就在某一天,兩人短暫的因故分開,等到郎肖天到了約定見面的地點,卻發現現場留下了打鬥的痕跡,而師妹南宮甜的繡花鞋也遺留在地上。
郎肖天大驚失色,連忙沿著線索找尋師妹的下落,但等到他到了一間古廟,見到倒在地上衣物破損不堪,身上血跡斑斑的南宮甜時,他最愛的師妹卻已經奄奄一息,無力迴天了。
在死之前見到了郎肖天,南宮甜嘴裏只是顫抖的不停說著對不起,並吃力的舉起右手,將一條滿是血跡的手帕交到了郎肖天手中後,便吞下了最後一口氣,眼眶含淚的離去了。
郎肖天拿起手怕一看上面的血字,頓時怒火攻心,仰天大喊誓言報仇,而他手中緊抓著的,便是那仇人之名-施劍仞。
施劍仞當時在江湖上已經創立了修羅門,並有著一劍斬修羅的稱號,行事亦正亦邪,但卻不曾聽說他與血殺門有任何冤仇。

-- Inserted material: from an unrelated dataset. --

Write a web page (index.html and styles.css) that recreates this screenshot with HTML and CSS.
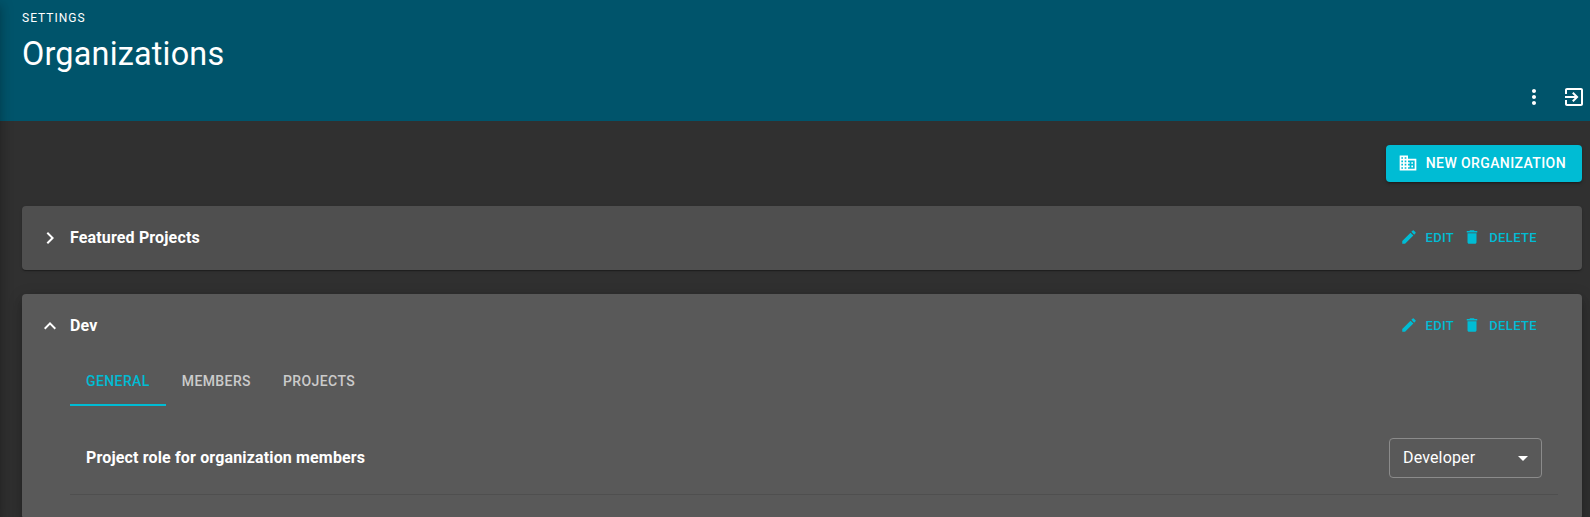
FILE: index.html
```html
<!DOCTYPE html>
<html lang="en">
<head>
<meta charset="utf-8">
<title>Organizations</title>
<link rel="stylesheet" href="styles.css">
</head>
<body>
<svg class="defs" aria-hidden="true">
  <symbol id="expand" viewBox="0 0 24 24"><path d="M16.59 8.59 12 13.17 7.41 8.59 6 10l6 6 6-6z"/></symbol>
  <symbol id="edit" viewBox="0 0 24 24"><path d="M3 17.25V21h3.75L17.81 9.94l-3.75-3.75L3 17.25zM20.71 7.04c.39-.39.39-1.02 0-1.41l-2.34-2.34a.9959.9959 0 0 0-1.41 0l-1.83 1.83 3.75 3.75 1.83-1.83z"/></symbol>
  <symbol id="delete" viewBox="0 0 24 24"><path d="M6 19c0 1.1.9 2 2 2h8c1.1 0 2-.9 2-2V7H6v12zM19 4h-3.5l-1-1h-5l-1 1H5v2h14V4z"/></symbol>
  <symbol id="business" viewBox="0 0 24 24"><path d="M12 7V3H2v18h20V7H12zM6 19H4v-2h2v2zm0-4H4v-2h2v2zm0-4H4V9h2v2zm0-4H4V5h2v2zm4 12H8v-2h2v2zm0-4H8v-2h2v2zm0-4H8V9h2v2zm0-4H8V5h2v2zm10 12h-8v-2h2v-2h-2v-2h2v-2h-2V9h8v10zm-2-8h-2v2h2v-2zm0 4h-2v2h2v-2z"/></symbol>
  <symbol id="more" viewBox="0 0 24 24"><path d="M12 8c1.1 0 2-.9 2-2s-.9-2-2-2-2 .9-2 2 .9 2 2 2zm0 2c-1.1 0-2 .9-2 2s.9 2 2 2 2-.9 2-2-.9-2-2-2zm0 6c-1.1 0-2 .9-2 2s.9 2 2 2 2-.9 2-2-.9-2-2-2z"/></symbol>
  <symbol id="exit" viewBox="0 0 24 24"><path d="M10.09 15.59 11.5 17l5-5-5-5-1.41 1.41L12.67 11H3v2h9.67l-2.58 2.59zM19 3H5c-1.11 0-2 .9-2 2v4h2V5h14v14H5v-4H3v4c0 1.1.89 2 2 2h14c1.1 0 2-.9 2-2V5c0-1.1-.9-2-2-2z"/></symbol>
  <symbol id="arrow" viewBox="0 0 24 24"><path d="m7 10 5 5 5-5z"/></symbol>
</svg>
<header class="header">
  <div class="overline">Settings</div>
  <h1 class="title">Organizations</h1>
  <div class="header-actions">
    <svg class="icon"><use href="#more"/></svg>
    <svg class="icon"><use href="#exit"/></svg>
  </div>
</header>
<main class="content">
  <div class="toolbar">
    <button class="primary"><svg class="icon icon-md"><use href="#business"/></svg><span>New Organization</span></button>
  </div>
  <section class="card">
    <div class="card-head">
      <svg class="icon chevron-right"><use href="#expand"/></svg>
      <h2 class="name">Featured Projects</h2>
      <button class="action action-edit"><svg class="icon icon-sm"><use href="#edit"/></svg><span>Edit</span></button>
      <button class="action"><svg class="icon icon-sm"><use href="#delete"/></svg><span>Delete</span></button>
    </div>
  </section>
  <section class="card card-open">
    <div class="card-head">
      <svg class="icon chevron-up"><use href="#expand"/></svg>
      <h2 class="name">Dev</h2>
      <button class="action action-edit"><svg class="icon icon-sm"><use href="#edit"/></svg><span>Edit</span></button>
      <button class="action"><svg class="icon icon-sm"><use href="#delete"/></svg><span>Delete</span></button>
    </div>
    <div class="card-body">
      <nav class="tabs">
        <button class="tab tab-active">General</button>
        <button class="tab">Members</button>
        <button class="tab">Projects</button>
      </nav>
      <div class="row">
        <span class="row-label">Project role for organization members</span>
        <div class="select"><span class="select-value">Developer</span><svg class="icon"><use href="#arrow"/></svg></div>
      </div>
    </div>
  </section>
</main>
<div class="edge-shadow"></div>
</body>
</html>
```
FILE: styles.css
```css
* { box-sizing: border-box; }
body {
  margin: 0;
  height: 517px;
  overflow: hidden;
  background: #303030;
  color: #fff;
  font-family: Roboto, "Liberation Sans", sans-serif;
}
button {
  border: 0;
  background: none;
  font-family: inherit;
  font-weight: 500;
  letter-spacing: 0.02857em;
  text-transform: uppercase;
  white-space: nowrap;
}
h1, h2 { margin: 0; }
.defs { display: none; }
.icon { width: 24px; height: 24px; fill: currentColor; flex: none; display: block; }
.icon-md { width: 20px; height: 20px; }
.icon-sm { width: 18px; height: 18px; }

.header {
  height: 121px;
  padding: 8px 4px 0 22px;
  background: #00546b;
}
.overline {
  font-size: 12px;
  line-height: 20px;
  letter-spacing: 1px;
  text-transform: uppercase;
}
.title {
  margin-top: 5px;
  font-size: 32.4px;
  font-weight: 400;
  line-height: 42px;
  letter-spacing: 0.006em;
}
.header-actions {
  display: flex;
  justify-content: flex-end;
  gap: 16px;
  margin-top: 10px;
}

.content { padding: 24px 8px 0 22px; }
.toolbar { display: flex; justify-content: flex-end; margin-bottom: 24px; }
.primary {
  display: flex;
  align-items: center;
  gap: 8px;
  height: 37px;
  padding: 0 16px 1px 12px;
  border-radius: 4px;
  background: #00bcd4;
  color: #fff;
  font-size: 14px;
  box-shadow: 0 3px 1px -2px rgba(0,0,0,.2), 0 2px 2px rgba(0,0,0,.14), 0 1px 5px rgba(0,0,0,.12);
}
.card {
  margin-bottom: 24px;
  border-radius: 4px;
  background: #4f4f4f;
  box-shadow: 0 2px 1px -1px rgba(0,0,0,.2), 0 1px 1px rgba(0,0,0,.14), 0 1px 3px rgba(0,0,0,.12);
}
.card-open {
  height: 223px;
  margin-bottom: 0;
  border-radius: 4px 4px 1px 1px;
  background: #595959;
  box-shadow: 0 5px 5px -3px rgba(0,0,0,.2), 0 8px 10px 1px rgba(0,0,0,.14), 0 3px 14px 2px rgba(0,0,0,.12);
}
.card-head {
  display: flex;
  align-items: center;
  height: 64px;
  padding: 0 40px 0 16px;
}
.chevron-right { transform: rotate(-90deg); }
.chevron-up { transform: rotate(180deg); }
.name {
  flex: 1;
  margin-left: 8px;
  font-size: 16px;
  font-weight: 700;
  line-height: 24px;
  letter-spacing: 0.00938em;
}
.action {
  display: flex;
  align-items: center;
  gap: 8px;
  height: 30px;
  margin-bottom: 2px;
  padding: 0 5px 0 3px;
  color: #00bcd4;
  font-size: 13px;
}
.action-edit { gap: 7px; padding-right: 6px; }
.card-body { padding: 0 24px 0 48px; }
.tabs { display: flex; height: 48px; }
.tab {
  padding: 0 16px;
  border-bottom: 2px solid transparent;
  color: rgba(255,255,255,.7);
  font-size: 14px;
}
.tab-active { color: #00bcd4; border-color: #00bcd4; }
.row {
  display: flex;
  align-items: center;
  justify-content: space-between;
  margin-top: 16px;
  height: 73px;
  padding: 0 16px;
  border-bottom: 1px solid #4f4f4f;
}
.row-label {
  padding-bottom: 2px;
  font-size: 16px;
  font-weight: 700;
  letter-spacing: 0.00938em;
}
.select {
  display: flex;
  align-items: center;
  justify-content: space-between;
  width: 153px;
  height: 40px;
  padding: 0 6px 0 13px;
  border: 1px solid #8b8b8b;
  border-radius: 4px;
  font-size: 16px;
  letter-spacing: 0.00938em;
}
.select-value { padding-bottom: 2px; }
.edge-shadow {
  position: absolute;
  left: -10px;
  top: 0;
  width: 10px;
  height: 517px;
  box-shadow: 0 8px 10px 1px rgba(0,0,0,.14), 0 3px 14px 2px rgba(0,0,0,.12), 0 5px 5px -3px rgba(0,0,0,.2);
}
```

但這些已經不是郎肖天所考慮的事情了,他想的只是如何能報這奪愛之仇。他在修羅門周圍埋伏了很長一段時間,終於找到了一次施劍仞外出的機會,趁著對方不備之時一爪抓傷了施劍仞的臟器。
但他自己也被施劍仞的寶劍所傷,後來又遭受修羅門弟子的圍攻,狂性大發的他負傷殺出了重圍,但自己也遍體鱗傷,倒在河邊不醒人事。
此役他憑一己之力殺了修羅門三百多人,從此被人稱為血殺魔君,但也因為某些人知道這件事的緣由,故也稱他為血殺真君。
負傷的他並不知道這些事情,只以為自己最終還是失手,臨死之前卻無法報大仇而懊悔著。但就在此時,他遇到了生命中的第二個摯愛-花蝴蝶葉柔。
葉柔偶然間在河邊發現了郎肖天,身為魔門聖女的她很快的認出這個人就是當時聲名大噪的血殺真君。原本她打算將對方救活之後,用計使其成為魔門之人,但卻在替郎肖天治療的那段日子深深的愛上了郎肖天。
而郎肖天也因為這些時候葉柔對他無微不至的照顧與呵護,逐漸融化了自己封閉的心靈,即使後來葉柔對他坦承自己的身分與當初的目的,但行事早已背離正道的郎肖天也不在意世俗人的觀點。
相反,正是因為葉柔毫不保留的告白而堅定了這份感情。於是兩人相約彼此返回師門告罪後,便打算化作比翼,一同遁入山林中隱居終生。
也許是老天爺看不慣郎肖天得到幸福吧,沒想到這一次分離,又成了兩人的生離死別。